Réponse de la ministre
Cette alerte a été relayée, dans la soirée, au Sénat, par la sénatrice Sylviane Noël (Les Républicains) à la ministre déléguée à l’autonomie, Brigitte Bourguignon.

« Sur la pédiatrie, c’est sûr, il y a des tensions, nous n’en disconvenons pas », a reconnu la ministre, au banc du gouvernement pour l’examen du projet de loi portant « diverses dispositions de vigilance sanitaire ».

« Mais il n’y a pas de tri, notamment dans les urgences », a affirmé Mme Bourguignon, ajoutant qu’« il est hors de question de ne pas prendre un enfant en urgence vitale ».

Le cri d’alarme du collectif intervient alors qu’une épidémie de bronchiolite fait rage en France. En métropole, toutes les régions sont en phase épidémique, à l’exception de la Bretagne et la Corse, qui sont en phase préépidémique. Lors de la semaine du 18 octobre, 3 342 enfants de moins de 2 ans ont été vus aux urgences pour une bronchiolite, dont un tiers (1 138) a ensuite dû être hospitalisé. Dans les deux cas, 9 sur 10 avaient moins de 1 an.

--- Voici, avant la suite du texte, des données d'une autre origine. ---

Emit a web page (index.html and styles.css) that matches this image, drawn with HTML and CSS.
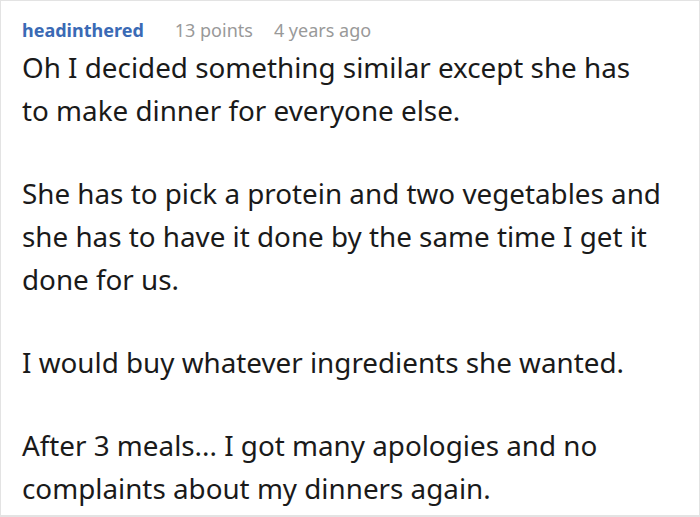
FILE: index.html
```html
<!DOCTYPE html>
<html>
<head>
<meta charset="utf-8">
<link rel="stylesheet" href="styles.css">
</head>
<body>
<div class="comment">
  <div class="meta">
    <span class="user">headinthered</span>
    <span class="points">13 points</span>
    <span class="time">4 years ago</span>
  </div>
  <div class="body">
    <p>Oh I decided something similar except she has to&nbsp;make dinner for everyone else.</p>
    <p>She has to pick a protein and two vegetables and she has to have it done by the same time I get it done for us.</p>
    <p>I would buy whatever ingredients she wanted.</p>
    <p>After 3 meals... I got many apologies and no complaints about my dinners again.</p>
  </div>
</div>
</body>
</html>
```
FILE: styles.css
```css
html, body {
  margin: 0;
  padding: 0;
  background: #fff;
}
.comment {
  box-sizing: border-box;
  width: 700px;
  height: 517px;
  border: 1px solid #e3e3e3;
  border-bottom-width: 2px;
  padding: 17px 20px 0 21px;
  font-family: "Noto Sans", sans-serif;
  overflow: hidden;
}
.meta {
  display: flex;
  gap: 21px;
  font-size: 18px;
  line-height: 24px;
  color: #999;
}
.user {
  color: #3a6ab5;
  font-weight: 700;
  margin-right: 10px;
}
.body {
  font-size: 27.8px;
  line-height: 43px;
  color: #1a1a1a;
  margin-top: 4px;
}
.body p {
  margin: 0 0 40px 0;
}
```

Arrivée « plus précocement » cette année, celle-ci « met en difficulté » les services pédiatriques de l’hôpital Necker, à Paris, explique le professeur Sylvain Renolleau, chef du service de réanimation pédiatrique. « Nous ne pouvons pas ouvrir toute notre capacité d’accueil, que ce soit en soins critiques, en pédiatrie générale ou dans les autres spécialités », ajoute-t-il.

Courante et très contagieuse, la bronchiolite provoque chez les bébés une toux et une respiration difficile, rapide et sifflante. La plupart du temps bénigne, elle peut toutefois nécessiter un passage aux urgences, voire une hospitalisation.

Fermeture de plus de 5 700 lits à l’hôpital
Cette conférence de presse intervient également au lendemain d’un entretien publié dans Libération, dans lequel le ministre de la santé, Olivier Véran, a esquissé les raisons de la fermeture de plus de 5 700 lits d’hospitalisation complète en 2020 (« faute de soignants, faute surtout de pouvoir en recruter »).

Outre le manque de personnel, le ministre de la santé notait une augmentation de l’absentéisme ainsi que des démissions. Résultat : « Dans seize CHU, [on constate] une hausse de près d’un tiers des postes vacants chez les paramédicaux par rapport à l’automne 2019. » Les nouveaux recrutements ne suffisent pas à compenser les besoins. Entre 2018 et 2021, un peu plus d’un millier d’étudiants infirmiers en formation ont « démissionné avant la fin de leurs études ».

Dans son avis du 5 octobre, le conseil scientifique faisait, lui, état d’« un pourcentage important de lits fermés, chiffré à environ 20 % », malgré un « recours déjà important et en augmentation aux heures supplémentaires et à l’intérim ».